Dmitry Medvedev Once seen as a reformer when he stood in for Putin as president from 2008-2012. Now a splenetic anti-Westerner who calls Ukrainians “bastards and degenerates”. Says he will do everything to make them “disappear. Widely ridiculed for his lightweight appearance. 

Mikhail Mishustin — low-key prime minister, former tax official.  Highly competent by dire standards of Russian public administration, constitution says he takes over if President is “incapable”, could help stabilise Russia after Putin’s downfall. Could be used to “reset” relations with the West. 

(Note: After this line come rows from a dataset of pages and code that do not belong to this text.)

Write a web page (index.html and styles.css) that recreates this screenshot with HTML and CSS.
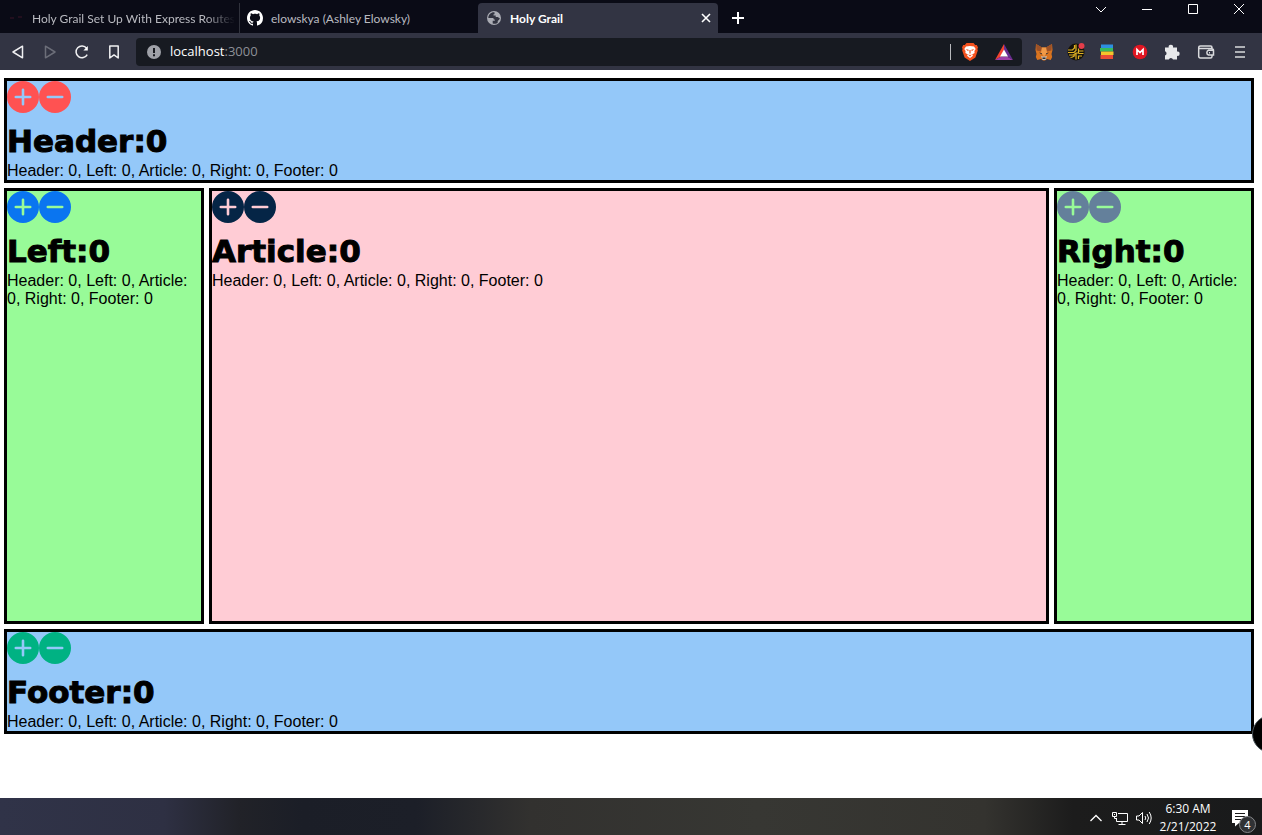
FILE: index.html
```html
<!DOCTYPE html>
<html lang="en">
<head>
<meta charset="utf-8">
<title>Holy Grail</title>
<link rel="stylesheet" href="styles.css">
</head>
<body>
<svg class="defs" aria-hidden="true">
  <symbol id="plus" viewBox="0 0 32 32"><path fill="currentColor" fill-rule="evenodd" d="M16 0a16 16 0 1 0 0 32a16 16 0 1 0 0-32zM16 7.500q1.300 0 1.300 1.300v5.900h5.900q1.300 0 1.300 1.300t-1.300 1.300h-5.900v5.900q0 1.300-1.300 1.300t-1.300-1.300v-5.900H8.800q-1.300 0-1.300-1.300t1.300-1.300h5.900V8.800q0-1.300 1.300-1.300z"/></symbol>
  <symbol id="minus" viewBox="0 0 32 32"><path fill="currentColor" fill-rule="evenodd" d="M16 0a16 16 0 1 0 0 32a16 16 0 1 0 0-32zM8.800 14.700h14.400q1.300 0 1.300 1.300t-1.300 1.300H8.800q-1.300 0-1.300-1.300t1.300-1.300z"/></symbol>
</svg>

<header class="tabstrip">
  <nav class="tabs">
    <button class="tab tab-first"><svg class="icon" viewBox="0 0 16 16"><path d="M2 8h4M10 7h4" stroke="#3a1426"/></svg><span class="tab-title fade">Holy Grail Set Up With Express Routes</span></button>
    <button class="tab"><svg class="icon" viewBox="0 0 16 16"><path fill="#fff" d="M8 0C3.580 0 0 3.580 0 8c0 3.540 2.290 6.530 5.470 7.590.4.070.550-.170.550-.380 0-.190-.010-.820-.010-1.490-2.010.370-2.530-.490-2.690-.940-.090-.230-.480-.940-.820-1.130-.280-.150-.680-.520-.010-.530.630-.010 1.080.580 1.230.820.720 1.210 1.870.870 2.330.660.070-.520.280-.870.510-1.070-1.780-.200-3.640-.890-3.640-3.950 0-.870.310-1.590.820-2.150-.080-.200-.360-1.020.080-2.120 0 0 .670-.210 2.200.820.640-.180 1.320-.270 2-.270s1.360.090 2 .270c1.530-1.040 2.200-.820 2.200-.820.440 1.100.160 1.920.080 2.120.510.560.820 1.270.820 2.150 0 3.070-1.870 3.750-3.650 3.950.290.250.540.730.540 1.480 0 1.070-.010 1.930-.010 2.200 0 .210.150.460.550.380A8 8 0 0 0 16 8c0-4.420-3.580-8-8-8z"/></svg><span class="tab-title">elowskya (Ashley Elowsky)</span></button>
    <button class="tab active"><svg class="icon" viewBox="0 0 16 16"><circle cx="8" cy="8" r="7" fill="#aaacb4"/><path fill="#313340" d="M8.500 2.300C5 2 2.300 4.800 2.300 8h4.200c1 0 1.300.7 1.300 1.500h1v1.200H6.700v2.800c2.500.8 4.300-.1 5.100-1.100l-.1-1.500c1.400-.5 1.600-1.600 2.200-2.600-1.200 0-1.400-.5-1.800-1.200H9.700V5.500H7.500V4.200h1z"/></svg><span class="tab-title">Holy Grail</span><svg class="close" viewBox="0 0 10 10"><path d="M1 1l8 8M9 1L1 9" stroke="#fff" stroke-width="1.600"/></svg></button>
    <button class="newtab" aria-label="New tab"><svg viewBox="0 0 12 12"><path d="M6 0v12M0 6h12" stroke="#fff" stroke-width="2"/></svg></button>
  </nav>
  <div class="window-controls">
    <button aria-label="Tab search"><svg viewBox="0 0 12 12"><path d="M1 4l5 5 5-5"/></svg></button>
    <button aria-label="Minimize"><svg viewBox="0 0 12 12"><path d="M1 6.500h10"/></svg></button>
    <button aria-label="Maximize"><svg viewBox="0 0 12 12"><path d="M1.500 1.500h9v9h-9z"/></svg></button>
    <button aria-label="Close"><svg viewBox="0 0 12 12"><path d="M1 1l10 10M11 1L1 11"/></svg></button>
  </div>
</header>

<div class="toolbar">
  <div class="nav-buttons">
    <button aria-label="Back"><svg viewBox="0 0 16 16"><path d="M12.500 2.200v11.600L3 8z"/></svg></button>
    <button class="disabled" aria-label="Forward"><svg viewBox="0 0 16 16"><path d="M3.500 2.200v11.600L13 8z"/></svg></button>
    <button aria-label="Reload"><svg viewBox="0 0 16 16"><path d="M13.200 10.600A5.900 5.900 0 1 1 12.600 4.200"/><path d="M13.800 2v4.600H9.400z" fill="#fff" stroke="none"/></svg></button>
    <button aria-label="Bookmark"><svg viewBox="0 0 16 16"><path d="M3.800 2h8.400v12L8 10.900 3.800 14z"/></svg></button>
  </div>
  <div class="address">
    <svg class="info" viewBox="0 0 14 14"><circle cx="7" cy="7" r="7" fill="#9fa1a8"/><path d="M7 3v5M7 9.300v2" stroke="#17191f" stroke-width="2"/></svg>
    <div class="url" role="textbox" aria-label="Address"><b>localhost</b>:3000</div>
    <span class="divider"></span>
    <button aria-label="Brave Shields"><svg viewBox="0 0 18 18"><path fill="#f4511e" d="M5.500 0h7l1.700 1.900 1.600.1 1.200 2.600-.6 1.500.4 1.400-2.400 7L9 18l-5.400-3.500-2.400-7 .4-1.400L1 4.600 2.200 2l1.600-.1z"/><path fill="#fff" d="M5 3.400L9 3l4 .4 1.700 2.600-1.300 1.900.2 2.100-2.500 1.500.9 1.200L9 15.100l-3-2.400.9-1.200L4.400 10l.2-2.100L3.300 6z"/><path fill="#f4511e" d="M4.700 6l3 .8-.5 1.400zM13.300 6l-3 .8.500 1.400zM8.400 7h1.200v3.200L9 10.800l-.6-.6zM7 11.400l2 .7 2-.7-2 2z"/></svg></button>
    <button class="bat" aria-label="Rewards"><svg viewBox="0 0 18 18"><path fill="#f4432f" d="M9 1L0 17l6-3.500L9 7z"/><path fill="#662d91" d="M9 1l9 16-6-3.500L9 7z"/><path fill="#9e3fa8" d="M0 17h18l-6-3.500H6z"/><path fill="#fff" d="M9 6.500l4 7H5z"/></svg></button>
  </div>
  <div class="extensions">
    <button aria-label="Fox wallet"><svg viewBox="0 0 18 18"><path fill="#d9731f" d="M1 1l6 3.500h4L17 1l.5 6-1 4 .7 3-1.500 3-3.700-1-2 1.500H8L6 16l-3.700 1-1.500-3 .7-3-1-4z"/><path fill="#9b5128" d="M1 1l6 3.500-.7 4-4.800-1zM17 1l-6 3.500.7 4 4.800-1z"/><path fill="#f09a48" d="M7 4.500h4l1 5-3 4-3-4z"/><path fill="#c9bfb6" d="M6 13l2 .5h2l2-.5-1.500 4h-3z"/><path fill="#2b3038" d="M4 9.500l3 .8-.4 1.200zM14 9.500l-3 .8.400 1.200zM7.500 14.500h3v1.500h-3z"/></svg></button>
    <button aria-label="Key"><svg viewBox="0 0 18 18"><circle cx="9" cy="9" r="8.500" fill="#15130c"/><path fill="none" stroke="#e2b323" stroke-width="1.200" d="M1 7h4.500L7.500 5V2M1 9.500h6L9 7.500V1.500M2 12h4.500L9 10M3.500 14.500L5.500 14 8 12.500M9 16.500V10h2.500V5.500M11.500 8h5M11.500 10.500h5M11.500 16v-3H15"/><circle cx="14.500" cy="3" r="3" fill="#e33d4a"/></svg></button>
    <button aria-label="Stack"><svg viewBox="0 0 18 18"><path fill="#2d8fe0" d="M2 1.500h12v4H2z"/><path fill="#36ba5c" d="M1 5h13v3.500H1z"/><path fill="#f3c42b" d="M2 8.500h12.500V12H2z"/><path fill="#e94b35" d="M1.500 12H14v4H1.500z"/></svg></button>
    <button aria-label="Mega"><svg viewBox="0 0 18 18"><circle cx="9" cy="9" r="7.300" fill="#e01622"/><path d="M6 12V6.500l3 3 3-3V12" fill="none" stroke="#fff" stroke-width="1.700"/></svg></button>
    <button aria-label="Extensions"><svg viewBox="0 0 18 18"><path fill="#e8e9eb" d="M2 4.500h3.700a2.200 2.200 0 1 1 4.300 0h4v4a2.200 2.200 0 1 1 0 4.300v3.700h-4a2.200 2.200 0 0 0-4.200 0H2v-4a2.200 2.200 0 0 0 0-4.200z"/></svg></button>
    <button class="wallet" aria-label="Wallet"><svg viewBox="0 0 18 18"><path fill="none" stroke="#d9dadd" stroke-width="1.500" d="M15 6V4.500Q15 3 13.500 3H3.500Q1.700 3 1.700 4.700v8.600Q1.700 15 3.500 15h10q1.500 0 1.500-1.500V12M2 5.500h12q2.500 0 2.500 2V12h-5a2.500 2.500 0 0 1 0-4.700h5M12 9.700h1"/></svg></button>
    <button aria-label="Menu"><svg viewBox="0 0 18 18"><path stroke="#d9dadd" stroke-width="1.500" d="M4 4h10M4 9h10M4 14h10"/></svg></button>
  </div>
</div>

<main class="page">
  <section class="box blue coral">
    <div class="controls"><button aria-label="Add header"><svg><use href="#plus"/></svg></button><button aria-label="Subtract header"><svg><use href="#minus"/></svg></button></div>
    <h1>Header:0</h1>
    <p>Header: 0, Left: 0, Article: 0, Right: 0, Footer: 0</p>
  </section>
  <div class="columns">
    <section class="box green azure">
      <div class="controls"><button aria-label="Add left"><svg><use href="#plus"/></svg></button><button aria-label="Subtract left"><svg><use href="#minus"/></svg></button></div>
      <h1>Left:0</h1>
      <p>Header: 0, Left: 0, Article: 0, Right: 0, Footer: 0</p>
    </section>
    <section class="box pink navy">
      <div class="controls"><button aria-label="Add article"><svg><use href="#plus"/></svg></button><button aria-label="Subtract article"><svg><use href="#minus"/></svg></button></div>
      <h1>Article:0</h1>
      <p>Header: 0, Left: 0, Article: 0, Right: 0, Footer: 0</p>
    </section>
    <section class="box green slate">
      <div class="controls"><button aria-label="Add right"><svg><use href="#plus"/></svg></button><button aria-label="Subtract right"><svg><use href="#minus"/></svg></button></div>
      <h1>Right:0</h1>
      <p>Header: 0, Left: 0, Article: 0, Right: 0, Footer: 0</p>
    </section>
  </div>
  <section class="box blue emerald">
    <div class="controls"><button aria-label="Add footer"><svg><use href="#plus"/></svg></button><button aria-label="Subtract footer"><svg><use href="#minus"/></svg></button></div>
    <h1>Footer:0</h1>
    <p>Header: 0, Left: 0, Article: 0, Right: 0, Footer: 0</p>
  </section>
  <div class="bubble"></div>
</main>

<footer class="taskbar">
  <button aria-label="Hidden icons"><svg class="tray" viewBox="0 0 16 16"><path stroke-width="1.300" d="M2.500 11L8 5.500 13.500 11"/></svg></button>
  <button aria-label="Network"><svg class="tray" viewBox="0 0 16 16"><path d="M6 3.500h9.500v8H4.500V8M10 11.500v3M6.500 14.500h7M.5 2.500h4v4h-4zM2.500 6.500v2h2M2 4.500h1"/></svg></button>
  <button aria-label="Volume"><svg class="tray" viewBox="0 0 16 16"><path d="M.5 6H3l3.500-3.500v11L3 10H.5zM9 6q1.500 2 0 4M11 4q3 4 0 8M13.200 2q4 6 0 12"/></svg></button>
  <time class="clock"><span>6:30 AM</span><span>2/21/2022</span></time>
  <button class="notices" aria-label="Notifications"><svg viewBox="0 0 18 18"><path fill="#fff" d="M1 1h16v13H8l-4 3.500V14H1z"/><path stroke="#1b1b1b" d="M4 4.500h10M4 7.500h10M4 10.500h7"/></svg><span class="badge">4</span></button>
</footer>
</body>
</html>
```
FILE: styles.css
```css
* { box-sizing: border-box; }
body {
  margin: 0;
  min-height: 100vh;
  display: flex;
  flex-direction: column;
  background: #fff;
  overflow: hidden;
  font-family: "Open Sans", "Noto Sans", sans-serif;
  font-size: 12px;
}
button {
  display: flex;
  align-items: center;
  justify-content: center;
  margin: 0;
  padding: 0;
  border: 0;
  background: none;
  color: inherit;
  font: inherit;
}
svg { display: block; flex: none; }
.defs { position: absolute; width: 0; height: 0; }

.tabstrip {
  display: flex;
  justify-content: space-between;
  height: 33px;
  background: #0a0b16;
  color: #b9bac0;
  font-family: Lato, "Open Sans", sans-serif;
}
.tabs { display: flex; padding-top: 3px; }
.tab {
  width: 239px;
  justify-content: flex-start;
  gap: 8px;
  padding: 0 6px 0 8px;
}
.tab-first { width: 240px; box-shadow: inset -1px 0 #30323c; }
.tab-first + .tab { width: 238px; padding-left: 7px; }
.tab.active {
  width: 240px;
  padding-right: 7px;
  border-radius: 4px 4px 0 0;
  background: #323443;
  color: #fff;
  font-weight: 700;
}
.tab-title { flex: 1; text-align: left; white-space: nowrap; }
.fade {
  -webkit-mask-image: linear-gradient(to right, #000 85%, transparent);
  mask-image: linear-gradient(to right, #000 85%, transparent);
}
.icon { width: 16px; height: 16px; }
.close { width: 10px; height: 10px; }
.newtab { width: 40px; }
.newtab svg { width: 12px; height: 12px; }
.window-controls { display: flex; align-items: flex-start; }
.window-controls button { width: 46px; height: 18px; }
.window-controls svg { width: 12px; height: 12px; fill: none; stroke: #fff; }

.toolbar {
  display: flex;
  align-items: center;
  height: 37px;
  padding: 0 6px 0 2px;
  background: #323443;
}
.nav-buttons { display: flex; margin-right: 6px; }
.nav-buttons button { width: 32px; }
.nav-buttons svg { width: 16px; height: 16px; fill: none; stroke: #f0f0f2; stroke-width: 1.5px; stroke-linejoin: round; }
.nav-buttons .disabled svg { stroke: #6c6e79; }
.address {
  flex: 1;
  display: flex;
  align-items: center;
  height: 28px;
  padding: 0 9px 0 11px;
  border-radius: 4px;
  background: #171a21;
}
.info { width: 14px; height: 14px; margin-right: 9px; }
.url { flex: 1; padding-bottom: 2px; color: #8d9097; font-size: 13px; }
.url b { color: #fff; font-weight: 400; }
.divider { width: 1px; height: 16px; margin-right: 10px; background: #b8b9bd; }
.address button svg { width: 18px; height: 18px; }
.bat { margin-left: 16px; }
.extensions { display: flex; margin-left: 6px; }
.extensions button { width: 32px; }
.extensions .wallet { width: 36px; }
.extensions svg { width: 18px; height: 18px; }

.page {
  flex: 1;
  display: flex;
  flex-direction: column;
  gap: 5px;
  position: relative;
  padding: 8px 8px 64px 4px;
  overflow: hidden;
  color: #000;
  font-family: "Liberation Sans", Arial, sans-serif;
  font-size: 16px;
  line-height: 18px;
}
.box { border: 3px solid #000; }
.controls { display: flex; height: 40px; align-items: flex-start; }
.controls svg { width: 32px; height: 32px; }
.box h1 {
  margin: 0;
  font-family: "Arial Black", "DejaVu Sans", sans-serif;
  font-size: 31px;
  font-weight: 900;
  line-height: 41px;
  -webkit-text-stroke: 1px #000;
}
.box p { margin: 0; }
.columns {
  flex: 1;
  display: grid;
  grid-template-columns: 200px 1fr 200px;
  gap: 5px;
}
.blue { background: #94c8f9; }
.green { background: #98fb98; }
.pink { background: #ffccd5; }
.coral button { color: #ff5252; }
.azure button { color: #0a75f0; }
.navy button { color: #052546; }
.slate button { color: #64809b; }
.emerald button { color: #00b283; }
.bubble {
  position: absolute;
  right: -28px;
  bottom: 45px;
  width: 38px;
  height: 38px;
  border: 1px solid #49545a;
  border-radius: 50%;
  background: #000;
}

.taskbar {
  display: flex;
  align-items: center;
  justify-content: flex-end;
  height: 37px;
  padding: 2px 6px 0 0;
  background: linear-gradient(to right, #303348 0%, #2e3043 13%, #212228 19%, #1b1e27 24%, #1c1f28 33%, #32312f 42%, #373733 60%, #34332f 78%, #1c1c1c 85%, #191a1b 100%);
  color: #fff;
}
.taskbar button { width: 24px; }
.tray { width: 16px; height: 16px; fill: none; stroke: #fff; }
.clock { display: flex; flex-direction: column; width: 64px; text-align: center; line-height: 18px; }
.taskbar .notices { position: relative; width: 32px; margin-left: 4px; justify-content: flex-start; padding-left: 7px; }
.notices svg { width: 18px; height: 18px; }
.badge {
  position: absolute;
  right: 0;
  top: 7px;
  width: 17px;
  height: 17px;
  border: 1px solid #85878a;
  border-radius: 50%;
  background: #303235;
  font-size: 11px;
  line-height: 15px;
}
```
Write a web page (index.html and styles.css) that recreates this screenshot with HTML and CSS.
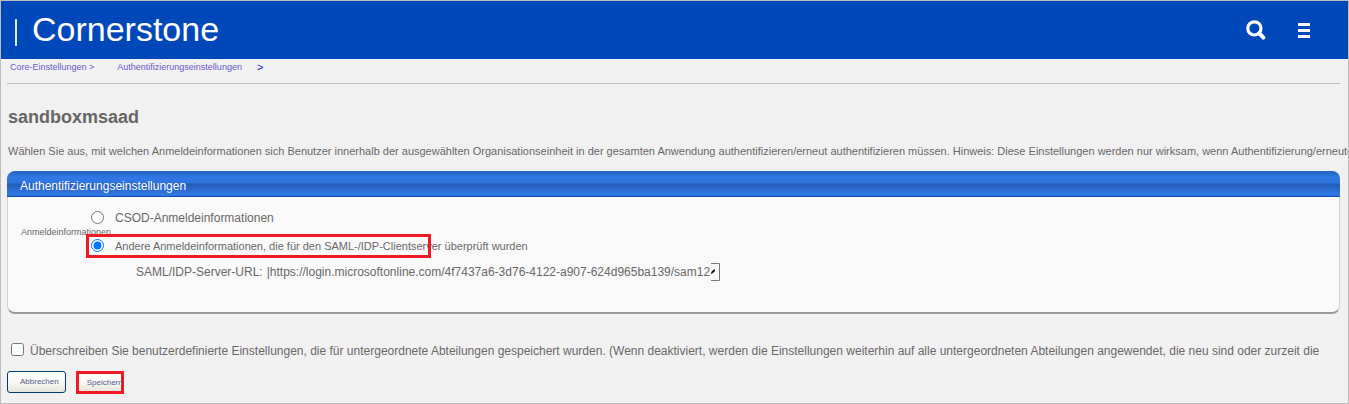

Sergey Naryshkin — Russia’s foreign intelligence service chief. Publicly humiliated by Putin at the start of the latest Ukraine invasion 

Nikolai Patrushev. Security chief, and most likely to succeed Putin if he steps down voluntarily. Known as the “hawk’s hawk” for his ultra hardline views. Ex-KGB colleague of Putin’s (originally rather more senior), steeped in the xenophobic nationalism of the old Soviet secret police. One of the few people the Russian leader listens to — chiefly because his views chime with the boss. Like him mourns the Soviet collapse, ferociously anti-Western, and believes in outlandish conspiracy theories — for example that the West is plotting to break up Russia and steal its natural resources. Long-standing power-broker, now edging into the public eye with lengthy interviews outlining his views. Closed down investigation into the 1999 apartment-block bombings that fuelled Putin’s rise to power. 

Evgeny Prigozhin – Putin’s personal chef and boss of the paramilitary mercenary Wagner Group, a major part of the Kremlin war machine, responsible for atrocities in Syria and African countries. Now allied with Kadyrov, feuding with Shoigu.  Recently posted carefully staged videos highlighting his decisive, capable approach. 

Sergey Sobyanin — popular and competent Moscow mayor, has distanced himself from the war. Could channel anti-Kremlin discontent in the Russian capital.